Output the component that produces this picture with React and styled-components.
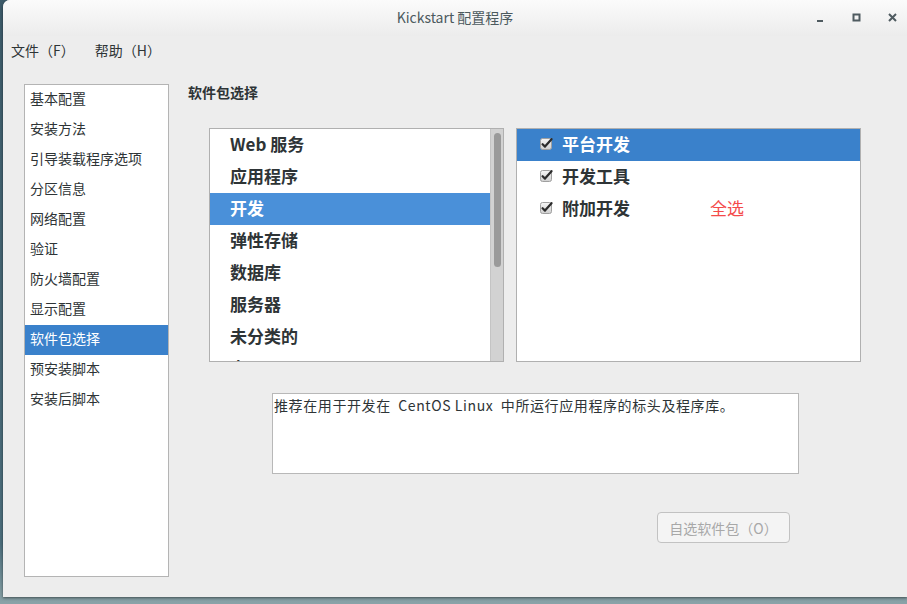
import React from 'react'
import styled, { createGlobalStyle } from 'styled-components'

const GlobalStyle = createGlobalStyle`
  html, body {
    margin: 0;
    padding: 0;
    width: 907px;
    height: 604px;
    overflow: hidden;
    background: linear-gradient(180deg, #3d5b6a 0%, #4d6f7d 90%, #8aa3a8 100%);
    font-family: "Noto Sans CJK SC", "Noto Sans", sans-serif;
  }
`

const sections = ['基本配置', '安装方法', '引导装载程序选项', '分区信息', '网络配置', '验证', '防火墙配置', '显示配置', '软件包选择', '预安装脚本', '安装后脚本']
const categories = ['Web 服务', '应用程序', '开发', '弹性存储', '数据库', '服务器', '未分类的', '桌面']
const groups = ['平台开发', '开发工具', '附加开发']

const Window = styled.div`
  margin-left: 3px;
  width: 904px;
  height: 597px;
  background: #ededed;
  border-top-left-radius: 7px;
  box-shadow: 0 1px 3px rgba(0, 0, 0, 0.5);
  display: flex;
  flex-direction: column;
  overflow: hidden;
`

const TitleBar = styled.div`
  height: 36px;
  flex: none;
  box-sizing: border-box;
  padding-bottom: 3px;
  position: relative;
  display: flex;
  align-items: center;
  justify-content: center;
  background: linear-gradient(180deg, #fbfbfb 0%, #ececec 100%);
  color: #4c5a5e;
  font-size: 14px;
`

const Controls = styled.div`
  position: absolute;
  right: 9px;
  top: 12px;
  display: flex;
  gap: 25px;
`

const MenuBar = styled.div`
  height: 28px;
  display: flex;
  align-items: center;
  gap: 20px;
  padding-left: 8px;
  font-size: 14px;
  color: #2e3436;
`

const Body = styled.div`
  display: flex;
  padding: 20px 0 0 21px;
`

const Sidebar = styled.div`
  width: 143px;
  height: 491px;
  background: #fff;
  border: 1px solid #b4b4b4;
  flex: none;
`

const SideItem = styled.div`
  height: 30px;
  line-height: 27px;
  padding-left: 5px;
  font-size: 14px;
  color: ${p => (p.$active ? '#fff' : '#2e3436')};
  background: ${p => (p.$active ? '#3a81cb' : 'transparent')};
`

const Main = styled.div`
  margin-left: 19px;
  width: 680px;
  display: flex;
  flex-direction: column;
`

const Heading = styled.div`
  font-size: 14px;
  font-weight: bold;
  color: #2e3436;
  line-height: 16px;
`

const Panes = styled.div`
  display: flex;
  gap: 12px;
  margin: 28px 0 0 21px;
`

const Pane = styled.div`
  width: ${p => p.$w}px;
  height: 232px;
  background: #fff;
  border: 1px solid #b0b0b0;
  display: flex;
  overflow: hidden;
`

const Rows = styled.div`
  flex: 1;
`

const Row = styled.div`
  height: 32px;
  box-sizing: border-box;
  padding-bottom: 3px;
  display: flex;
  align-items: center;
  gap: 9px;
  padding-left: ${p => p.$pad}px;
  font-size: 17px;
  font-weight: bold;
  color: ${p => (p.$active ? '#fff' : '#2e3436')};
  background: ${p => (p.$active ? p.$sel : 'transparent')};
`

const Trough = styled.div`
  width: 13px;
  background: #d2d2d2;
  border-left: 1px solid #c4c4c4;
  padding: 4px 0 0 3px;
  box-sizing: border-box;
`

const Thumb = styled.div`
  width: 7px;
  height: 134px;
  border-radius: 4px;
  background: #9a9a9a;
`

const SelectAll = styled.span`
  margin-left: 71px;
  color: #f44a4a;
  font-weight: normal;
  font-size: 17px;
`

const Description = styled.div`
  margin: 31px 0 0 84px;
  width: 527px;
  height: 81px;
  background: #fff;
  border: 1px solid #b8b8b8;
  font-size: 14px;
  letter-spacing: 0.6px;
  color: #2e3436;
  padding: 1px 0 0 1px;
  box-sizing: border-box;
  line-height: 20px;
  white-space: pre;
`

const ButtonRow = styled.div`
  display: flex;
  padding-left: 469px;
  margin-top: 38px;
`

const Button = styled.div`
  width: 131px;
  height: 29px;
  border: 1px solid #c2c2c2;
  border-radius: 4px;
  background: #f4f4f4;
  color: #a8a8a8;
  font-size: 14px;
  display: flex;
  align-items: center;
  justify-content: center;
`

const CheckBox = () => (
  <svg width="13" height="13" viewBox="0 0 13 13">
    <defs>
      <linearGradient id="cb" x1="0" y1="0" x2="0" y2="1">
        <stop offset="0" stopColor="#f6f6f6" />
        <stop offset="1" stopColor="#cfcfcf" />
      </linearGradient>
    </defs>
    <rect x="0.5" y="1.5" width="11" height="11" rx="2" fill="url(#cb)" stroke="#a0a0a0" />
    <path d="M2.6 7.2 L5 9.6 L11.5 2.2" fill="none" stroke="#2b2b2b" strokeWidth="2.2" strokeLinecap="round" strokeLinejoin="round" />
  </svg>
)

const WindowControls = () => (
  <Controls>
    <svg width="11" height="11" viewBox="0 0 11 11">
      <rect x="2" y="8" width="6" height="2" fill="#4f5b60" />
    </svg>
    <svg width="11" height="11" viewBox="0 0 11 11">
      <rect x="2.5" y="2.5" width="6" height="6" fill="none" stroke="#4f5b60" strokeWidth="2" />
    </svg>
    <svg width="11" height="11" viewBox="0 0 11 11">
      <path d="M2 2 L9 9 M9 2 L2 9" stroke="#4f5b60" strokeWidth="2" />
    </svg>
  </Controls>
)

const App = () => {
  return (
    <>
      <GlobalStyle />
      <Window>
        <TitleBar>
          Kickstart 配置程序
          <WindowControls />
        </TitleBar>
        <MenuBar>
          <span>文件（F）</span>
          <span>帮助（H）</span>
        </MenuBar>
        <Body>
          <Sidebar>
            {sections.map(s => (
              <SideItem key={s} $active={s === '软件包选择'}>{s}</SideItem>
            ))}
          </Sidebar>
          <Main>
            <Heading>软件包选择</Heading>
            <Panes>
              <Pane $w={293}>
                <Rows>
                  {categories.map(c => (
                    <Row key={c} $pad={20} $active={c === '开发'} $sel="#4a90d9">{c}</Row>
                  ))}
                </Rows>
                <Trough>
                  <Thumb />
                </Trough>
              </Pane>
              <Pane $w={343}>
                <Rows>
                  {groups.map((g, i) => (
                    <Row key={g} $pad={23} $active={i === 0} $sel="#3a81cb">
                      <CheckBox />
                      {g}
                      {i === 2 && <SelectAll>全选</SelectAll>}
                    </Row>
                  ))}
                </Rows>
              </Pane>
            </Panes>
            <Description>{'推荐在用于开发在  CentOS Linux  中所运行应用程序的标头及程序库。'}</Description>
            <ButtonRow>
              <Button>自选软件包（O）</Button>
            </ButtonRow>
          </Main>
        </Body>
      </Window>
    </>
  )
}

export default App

Work instructions =
Repeat the listing in full and exactly. Do not include any images.

Answer to this task =
Output the component that produces this picture with React and styled-components.
import React from 'react'
import styled, { createGlobalStyle } from 'styled-components'

const GlobalStyle = createGlobalStyle`
  html, body {
    margin: 0;
    padding: 0;
    width: 907px;
    height: 604px;
    overflow: hidden;
    background: linear-gradient(180deg, #3d5b6a 0%, #4d6f7d 90%, #8aa3a8 100%);
    font-family: "Noto Sans CJK SC", "Noto Sans", sans-serif;
  }
`

const sections = ['基本配置', '安装方法', '引导装载程序选项', '分区信息', '网络配置', '验证', '防火墙配置', '显示配置', '软件包选择', '预安装脚本', '安装后脚本']
const categories = ['Web 服务', '应用程序', '开发', '弹性存储', '数据库', '服务器', '未分类的', '桌面']
const groups = ['平台开发', '开发工具', '附加开发']

const Window = styled.div`
  margin-left: 3px;
  width: 904px;
  height: 597px;
  background: #ededed;
  border-top-left-radius: 7px;
  box-shadow: 0 1px 3px rgba(0, 0, 0, 0.5);
  display: flex;
  flex-direction: column;
  overflow: hidden;
`

const TitleBar = styled.div`
  height: 36px;
  flex: none;
  box-sizing: border-box;
  padding-bottom: 3px;
  position: relative;
  display: flex;
  align-items: center;
  justify-content: center;
  background: linear-gradient(180deg, #fbfbfb 0%, #ececec 100%);
  color: #4c5a5e;
  font-size: 14px;
`

const Controls = styled.div`
  position: absolute;
  right: 9px;
  top: 12px;
  display: flex;
  gap: 25px;
`

const MenuBar = styled.div`
  height: 28px;
  display: flex;
  align-items: center;
  gap: 20px;
  padding-left: 8px;
  font-size: 14px;
  color: #2e3436;
`

const Body = styled.div`
  display: flex;
  padding: 20px 0 0 21px;
`

const Sidebar = styled.div`
  width: 143px;
  height: 491px;
  background: #fff;
  border: 1px solid #b4b4b4;
  flex: none;
`

const SideItem = styled.div`
  height: 30px;
  line-height: 27px;
  padding-left: 5px;
  font-size: 14px;
  color: ${p => (p.$active ? '#fff' : '#2e3436')};
  background: ${p => (p.$active ? '#3a81cb' : 'transparent')};
`

const Main = styled.div`
  margin-left: 19px;
  width: 680px;
  display: flex;
  flex-direction: column;
`

const Heading = styled.div`
  font-size: 14px;
  font-weight: bold;
  color: #2e3436;
  line-height: 16px;
`

const Panes = styled.div`
  display: flex;
  gap: 12px;
  margin: 28px 0 0 21px;
`

const Pane = styled.div`
  width: ${p => p.$w}px;
  height: 232px;
  background: #fff;
  border: 1px solid #b0b0b0;
  display: flex;
  overflow: hidden;
`

const Rows = styled.div`
  flex: 1;
`

const Row = styled.div`
  height: 32px;
  box-sizing: border-box;
  padding-bottom: 3px;
  display: flex;
  align-items: center;
  gap: 9px;
  padding-left: ${p => p.$pad}px;
  font-size: 17px;
  font-weight: bold;
  color: ${p => (p.$active ? '#fff' : '#2e3436')};
  background: ${p => (p.$active ? p.$sel : 'transparent')};
`

const Trough = styled.div`
  width: 13px;
  background: #d2d2d2;
  border-left: 1px solid #c4c4c4;
  padding: 4px 0 0 3px;
  box-sizing: border-box;
`

const Thumb = styled.div`
  width: 7px;
  height: 134px;
  border-radius: 4px;
  background: #9a9a9a;
`

const SelectAll = styled.span`
  margin-left: 71px;
  color: #f44a4a;
  font-weight: normal;
  font-size: 17px;
`

const Description = styled.div`
  margin: 31px 0 0 84px;
  width: 527px;
  height: 81px;
  background: #fff;
  border: 1px solid #b8b8b8;
  font-size: 14px;
  letter-spacing: 0.6px;
  color: #2e3436;
  padding: 1px 0 0 1px;
  box-sizing: border-box;
  line-height: 20px;
  white-space: pre;
`

const ButtonRow = styled.div`
  display: flex;
  padding-left: 469px;
  margin-top: 38px;
`

const Button = styled.div`
  width: 131px;
  height: 29px;
  border: 1px solid #c2c2c2;
  border-radius: 4px;
  background: #f4f4f4;
  color: #a8a8a8;
  font-size: 14px;
  display: flex;
  align-items: center;
  justify-content: center;
`

const CheckBox = () => (
  <svg width="13" height="13" viewBox="0 0 13 13">
    <defs>
      <linearGradient id="cb" x1="0" y1="0" x2="0" y2="1">
        <stop offset="0" stopColor="#f6f6f6" />
        <stop offset="1" stopColor="#cfcfcf" />
      </linearGradient>
    </defs>
    <rect x="0.5" y="1.5" width="11" height="11" rx="2" fill="url(#cb)" stroke="#a0a0a0" />
    <path d="M2.6 7.2 L5 9.6 L11.5 2.2" fill="none" stroke="#2b2b2b" strokeWidth="2.2" strokeLinecap="round" strokeLinejoin="round" />
  </svg>
)

const WindowControls = () => (
  <Controls>
    <svg width="11" height="11" viewBox="0 0 11 11">
      <rect x="2" y="8" width="6" height="2" fill="#4f5b60" />
    </svg>
    <svg width="11" height="11" viewBox="0 0 11 11">
      <rect x="2.5" y="2.5" width="6" height="6" fill="none" stroke="#4f5b60" strokeWidth="2" />
    </svg>
    <svg width="11" height="11" viewBox="0 0 11 11">
      <path d="M2 2 L9 9 M9 2 L2 9" stroke="#4f5b60" strokeWidth="2" />
    </svg>
  </Controls>
)

const App = () => {
  return (
    <>
      <GlobalStyle />
      <Window>
        <TitleBar>
          Kickstart 配置程序
          <WindowControls />
        </TitleBar>
        <MenuBar>
          <span>文件（F）</span>
          <span>帮助（H）</span>
        </MenuBar>
        <Body>
          <Sidebar>
            {sections.map(s => (
              <SideItem key={s} $active={s === '软件包选择'}>{s}</SideItem>
            ))}
          </Sidebar>
          <Main>
            <Heading>软件包选择</Heading>
            <Panes>
              <Pane $w={293}>
                <Rows>
                  {categories.map(c => (
                    <Row key={c} $pad={20} $active={c === '开发'} $sel="#4a90d9">{c}</Row>
                  ))}
                </Rows>
                <Trough>
                  <Thumb />
                </Trough>
              </Pane>
              <Pane $w={343}>
                <Rows>
                  {groups.map((g, i) => (
                    <Row key={g} $pad={23} $active={i === 0} $sel="#3a81cb">
                      <CheckBox />
                      {g}
                      {i === 2 && <SelectAll>全选</SelectAll>}
                    </Row>
                  ))}
                </Rows>
              </Pane>
            </Panes>
            <Description>{'推荐在用于开发在  CentOS Linux  中所运行应用程序的标头及程序库。'}</Description>
            <ButtonRow>
              <Button>自选软件包（O）</Button>
            </ButtonRow>
          </Main>
        </Body>
      </Window>
    </>
  )
}

export default App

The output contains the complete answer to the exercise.